The uniformed forces and civil servants are receiving their traditional annual bonus, with the first half this month as agreed with the civil service employee representatives, despite a brief tightness in tax flows.
The Government has made it clear that its commitments on all pay-related aspects for its work force and the social requirements of supporting the vulnerable, both rural and urban, in the wake of the major drought this year have priority, with other spending if necessary cut back or put on hold temporarily.
This solid commitment to those who do the work and those who need help must be commended, since these are critical promises made by the Government and will ensure that normal life can continue and that the expectations of so many people are being met.
The split in the bonus payments over two months has become the civil service norm in recent years as the Government remains determined to adhere to fiscal discipline and will not borrow or print money to pay salaries.
The same commitment to pay bonuses is needed from other employers, who have either made similar commitments or who very well know that their past actions mean that their staff have similar expectations. When a bonus has been paid every year for decades it has become a part of the traditional pay package, even when it has to be reset each year, as the Government itself well knows.
Even our income tax law takes the bonus payment into account, with a large slice, the whole bonus for those of middle and lower grades in both the public and private sectors, normally falling within a special tax-free zone, with the particular band adjusted yearly at Budget time, and everyone expecting a similar adjustment soon when the new Budget is announced by the Finance Minister.
Admittedly the self-employed, the one-person businesses and the informal sector might not have a formal bonus, but they still benefit from the near universal payment of bonuses throughout the private and public sectors from the extra money that flows into the market as people spend bonuses.
Admittedly, the strong advice for most receivers of bonuses is to use the extra money wisely, but that still sees it being spent over a wide range of services as people pay off debts, buy clothing, buy school uniforms and school supplies, and divert at least a modest portion to brightening the Christmas for themselves and their family.
Bonus money is a strong driver of the whole school uniform sector, for example, and a lot of that sector these days consists of small businesses who consequently receive what amounts to their bonus with the flood of extra orders.

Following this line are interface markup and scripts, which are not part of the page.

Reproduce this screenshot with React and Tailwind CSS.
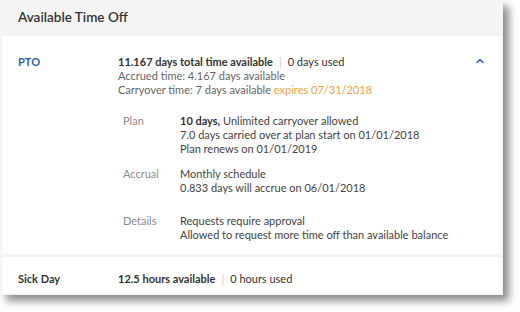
import { ChevronUp } from "lucide-react";

const font = { fontFamily: "Lato, 'Open Sans', Arial, sans-serif" };

function DetailRow({ label, children }) {
  return (
    <div className="flex">
      <div className="w-[57px] shrink-0 text-[#8a8a8a]">{label}</div>
      <div className="text-[#444]">{children}</div>
    </div>
  );
}

export default function App() {
  return (
    <div className="h-[312px] w-[520px] bg-white" style={font}>
      <div className="w-[503px] bg-[#f4f4f4] px-[2px] pb-[2px] shadow-[6px_6px_8px_rgba(0,0,0,0.45)]">
        <div className="flex h-[36px] items-center pl-4 pb-[2px] text-[13.5px] font-semibold text-[#333]">
          Available Time Off
        </div>

        <div className="flex flex-col gap-[3px]">
          {/* PTO */}
          <div className="relative flex bg-white pb-[12px] pl-4 pt-[19px] text-[11px] leading-[14px]">
            <div className="w-[100px] shrink-0 font-bold text-[#2c5ea8]">PTO</div>
            <div className="flex flex-col">
              <div className="text-[#333]">
                <span className="font-bold">11.167 days total time available</span>
                <span className="mx-[6px] text-[#ccc]">|</span>
                <span>0 days used</span>
              </div>
              <div className="text-[#666]">Accrued time: 4.167 days available</div>
              <div className="text-[#666]">
                Carryover time: 7 days available <span className="text-[#f0a040]">expires 07/31/2018</span>
              </div>

              <div className="mt-[17px] flex flex-col pl-[5px]">
                <DetailRow label="Plan">
                  <div>
                    <span className="font-bold text-[#333]">10 days,</span> Unlimited carryover allowed
                  </div>
                  <div>7.0 days carried over at plan start on 01/01/2018</div>
                  <div>Plan renews on 01/01/2019</div>
                </DetailRow>
                <div className="mt-[11px]">
                  <DetailRow label="Accrual">
                    <div>Monthly schedule</div>
                    <div>0.833 days will accrue on 06/01/2018</div>
                  </DetailRow>
                </div>
                <div className="mt-[19px]">
                  <DetailRow label="Details">
                    <div>Requests require approval</div>
                    <div>Allowed to request more time off than available balance</div>
                  </DetailRow>
                </div>
              </div>
            </div>
            <ChevronUp className="absolute right-[15px] top-[19px] text-[#2c5ea8]" size={12} strokeWidth={3} />
          </div>

          {/* Sick Day */}
          <div className="flex h-[36px] bg-white pl-4 pt-[15px] text-[11px] leading-[14px]">
            <div className="w-[100px] shrink-0 font-bold text-[#333]">Sick Day</div>
            <div className="text-[#333]">
              <span className="font-bold">12.5 hours available</span>
              <span className="mx-[6px] text-[#ccc]">|</span>
              <span>0 hours used</span>
            </div>
          </div>
        </div>
      </div>
    </div>
  );
}
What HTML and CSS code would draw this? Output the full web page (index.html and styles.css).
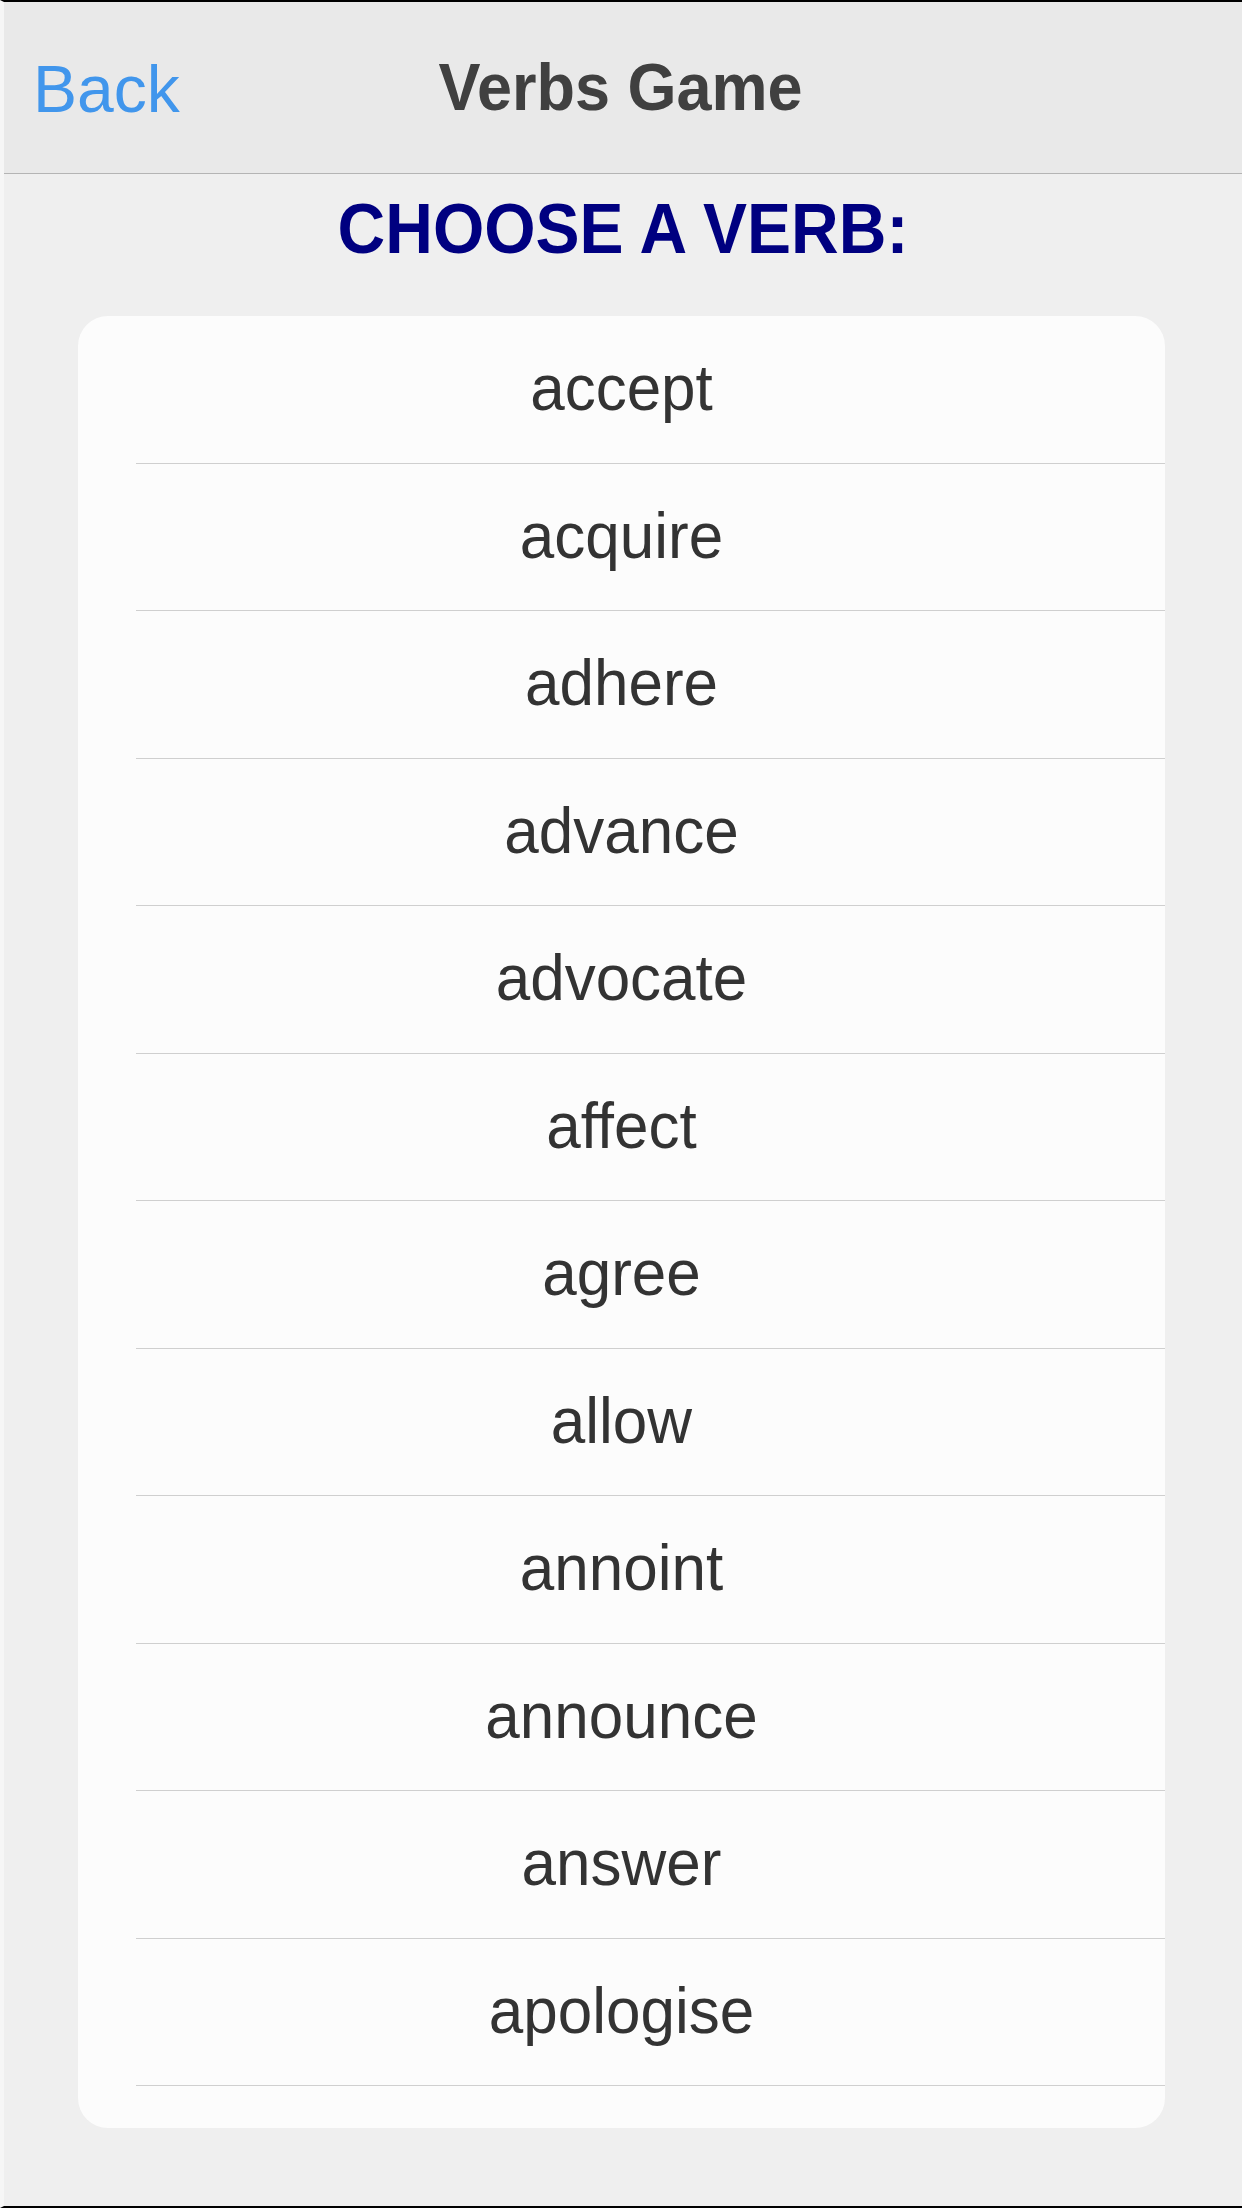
FILE: index.html
```html
<!DOCTYPE html>
<html lang="en">
<head>
<meta charset="utf-8">
<title>Verbs Game</title>
<link rel="stylesheet" href="styles.css">
</head>
<body>
<div class="page">
  <header class="nav">
    <div class="nav-left"><span class="back txt">Back</span></div>
    <div class="nav-title"><span class="title txt">Verbs Game</span></div>
    <div class="nav-right"></div>
  </header>
  <h1 class="heading"><span class="txt">CHOOSE A VERB:</span></h1>
  <ul class="card">
    <li class="row"><span class="txt">accept</span></li>
    <li class="row"><span class="txt">acquire</span></li>
    <li class="row"><span class="txt">adhere</span></li>
    <li class="row"><span class="txt">advance</span></li>
    <li class="row"><span class="txt">advocate</span></li>
    <li class="row"><span class="txt">affect</span></li>
    <li class="row"><span class="txt">agree</span></li>
    <li class="row"><span class="txt">allow</span></li>
    <li class="row"><span class="txt">annoint</span></li>
    <li class="row"><span class="txt">announce</span></li>
    <li class="row"><span class="txt">answer</span></li>
    <li class="row"><span class="txt">apologise</span></li>
  </ul>
</div>
</body>
</html>
```

FILE: styles.css
```css
* { box-sizing: border-box; }
html, body {
  margin: 0;
  padding: 0;
  background: #efefef;
}
body {
  font-family: "Liberation Sans", Arial, Helvetica, sans-serif;
}
.page {
  width: 1242px;
  height: 2208px;
  border-top: 2px solid #000;
  border-bottom: 2px solid #000;
  border-left: 4px solid #f6f6f6;
  background: #efefef;
  display: flex;
  flex-direction: column;
  overflow: hidden;
}
.txt {
  display: inline-block;
  transform-origin: 50% calc(50% + 0.3465em);
  white-space: nowrap;
}
.nav {
  height: 172px;
  background: #e9e9e9;
  border-bottom: 1px solid #b4b4b4;
  display: grid;
  grid-template-columns: 1fr auto 1fr;
  padding-right: 5px;
  flex: none;
}
.nav-left {
  padding-left: 29px;
  padding-top: 2px;
}
.back {
  font-size: 66px;
  line-height: 170px;
  color: #4196ec;
}
.nav-title {
  padding-top: 2px;
}
.title {
  font-size: 63px;
  line-height: 169px;
  font-weight: bold;
  color: #404040;
  transform: scaleY(1.06);
}
.heading {
  margin: 0 0 28px;
  height: 114px;
  text-align: center;
  font-size: 66px;
  line-height: 112px;
  font-weight: bold;
  color: #000080;
  flex: none;
}
.heading .txt {
  transform: scaleY(1.06);
}
.card {
  list-style: none;
  margin: 0 77px 0 74px;
  padding: 0 0 42px;
  background: #fcfcfc;
  border-radius: 30px;
  flex: none;
}
.row {
  height: 147.5px;
  line-height: 146.5px;
  text-align: center;
  font-size: 62px;
  color: #333333;
  background: linear-gradient(#cfcfcf, #cfcfcf) no-repeat right bottom / calc(100% - 58px) 1px;
}
.row .txt {
  transform: scaleY(1.05);
}
```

With good rains now starting to fall across the country there is that traditional celebratory time coming up, after the hard work of planting and initial weeding around the tiny new plants, that fits in so well with the religious celebrations of so many Zimbabweans and the start of a new year. So the tradition of paying the bonus in November and December, and its knock on across most economic sectors, makes sense.

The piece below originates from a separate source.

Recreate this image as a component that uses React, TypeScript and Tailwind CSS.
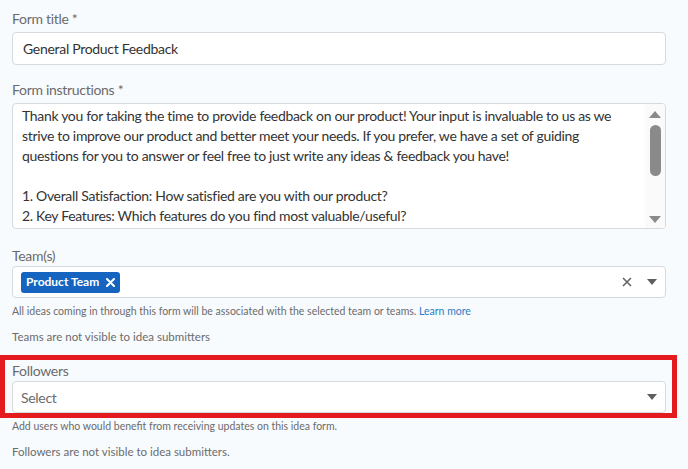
import React from 'react';

const Caret = () => (
  <svg width="10" height="6" viewBox="0 0 10 6" className="text-[#5f5f5f]">
    <path d="M0 0 H10 L5 6 Z" fill="currentColor" />
  </svg>
);

const Label = ({ children, className = '' }: { children: React.ReactNode; className?: string }) => (
  <div className={`text-[14px] leading-[20px] tracking-[-0.3px] text-[#6b6b6b] ${className}`}>{children}</div>
);

const instructions = [
  'Thank you for taking the time to provide feedback on our product! Your input is invaluable to us as we',
  'strive to improve our product and better meet your needs. If you prefer, we have a set of guiding',
  'questions for you to answer or feel free to just write any ideas & feedback you have!',
  '',
  '1. Overall Satisfaction: How satisfied are you with our product?',
  '2. Key Features: Which features do you find most valuable/useful?',
];

export default function App() {
  return (
    <div
      className="w-[688px] h-[469px] overflow-hidden bg-[#f8fbfe] pl-[12px] pr-[22px]"
      style={{ fontFamily: 'Lato, "Open Sans", sans-serif' }}
    >
      <Label className="pt-[9px] mb-[3px]">Form title *</Label>
      <div className="h-[33px] bg-white border border-[#d6d9de] rounded-[4px] flex items-center px-[10px] text-[14px] tracking-[-0.3px] text-[#333]">
        General Product Feedback
      </div>

      <Label className="mt-[15px] mb-[3px]">Form instructions *</Label>
      <div className="h-[126px] bg-white border border-[#d6d9de] rounded-[4px] flex overflow-hidden">
        <div className="flex-1 pl-[9px] pt-[2px] text-[14px] leading-[20px] tracking-[-0.32px] text-[#333]">
          {instructions.map((line, i) => (
            <div key={i} className="h-[20px] whitespace-nowrap">{line}</div>
          ))}
        </div>
        <div className="w-[20px] bg-[#fafafa] flex flex-col items-center pt-[7px] pb-[5px]">
          <svg width="12" height="7" viewBox="0 0 12 7">
            <path d="M0 7 L6 0 L12 7 Z" fill="#8a8a8a" />
          </svg>
          <div className="w-[11px] h-[51px] bg-[#8a8a8a] rounded-full mt-[7px]" />
          <div className="flex-1" />
          <svg width="12" height="7" viewBox="0 0 12 7">
            <path d="M0 0 L12 0 L6 7 Z" fill="#8a8a8a" />
          </svg>
        </div>
      </div>

      <Label className="mt-[17px]">Team(s)</Label>
      <div className="h-[32px] bg-white border border-[#d6d9de] rounded-[4px] flex items-center pl-[8px] pr-[8px]">
        <div className="h-[21px] bg-[#1565c0] rounded-[3px] flex items-center gap-[7px] px-[5px] text-white text-[12px] font-bold">
          <span>Product Team</span>
          <svg width="9" height="9" viewBox="0 0 9 9">
            <path d="M1 1 L8 8 M8 1 L1 8" stroke="white" strokeWidth="2" strokeLinecap="round" />
          </svg>
        </div>
        <div className="flex-1" />
        <svg width="10" height="10" viewBox="0 0 10 10" className="mr-[15px]">
          <path d="M1 1 L9 9 M9 1 L1 9" stroke="#5f5f5f" strokeWidth="1.5" />
        </svg>
        <Caret />
      </div>
      <div className="mt-[6px] text-[10.5px] leading-[14px] text-[#6b6b6b] whitespace-nowrap">
        All ideas coming in through this form will be associated with the selected team or teams.{' '}
        <span className="text-[#2b7bc4]">Learn more</span>
      </div>
      <div className="mt-[12px] text-[11.5px] leading-[14px] text-[#6b6b6b]">Teams are not visible to idea submitters</div>

      <div className="relative mt-[17px]">
        <div className="absolute left-[-12px] top-[-6px] w-[677px] h-[63px] border-[5px] border-[#e31b1f]" />
        <Label>Followers</Label>
        <div className="h-[32px] bg-white border border-[#d6d9de] rounded-[4px] flex items-center pl-[8px] pr-[8px] text-[14px] tracking-[-0.3px] text-[#6b6b6b]">
          <span>Select</span>
          <div className="flex-1" />
          <Caret />
        </div>
      </div>
      <div className="mt-[6px] text-[10.5px] leading-[14px] text-[#6b6b6b] whitespace-nowrap">
        Add users who would benefit from receiving updates on this idea form.
      </div>
      <div className="mt-[12px] text-[11.5px] leading-[14px] text-[#6b6b6b]">Followers are not visible to idea submitters.</div>
    </div>
  );
}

In the past, although not much in the recent past, some unscrupulous businesses pushed up prices without justification to grab as much of the bonus money as possible.
That unnecessary and unfortunate profiteering has been diminishing in recent years as stocks and supplies have become adequate.
Demand-pull inflation requires shortages to work, so those who hoarded stocks could profiteer, but these days the high levels of competition across the retail sectors and the general good business sense of so many in those sectors means that there are no shortages and that retailers have made arrangements to have adequate stocks on their shelves.
That combination means that price-gouging is not really possible, since the spending will simply move to the non-gougers.
The additional lack of pressure comes from the fact that quite a lot of bonus spending goes on extras and special items, rather than the general monthly bills, and those who supply the extras have had months to build up their stocks and are now rather keen on selling as much as possible, rather than selling a little at inflated prices, so they can also have their bonus.
In theory, a 8,33 percent salary rise across the board and an adjustment of the tax bands would produce the same result as a 13th salary deposit, but if most people were asked to choose they would almost certainly want to retain the 13 salary payments, rather than splitting the bonus over the other 12 payments.
In effect it enforces a short-term saving regime on most in the formal sectors, and provides something more like a genuine bonus for those in the informal sectors.
So, once again we would like to congratulate the Government on its determination to fulfil its promises, despite that slight dip in taxes over one month following the recent ZiG adjustment although tax flows by now should be normal again, and we hope the private sector, who adjusted their prices almost instantly and so had no dips, realise they have no choice, but to follow suit.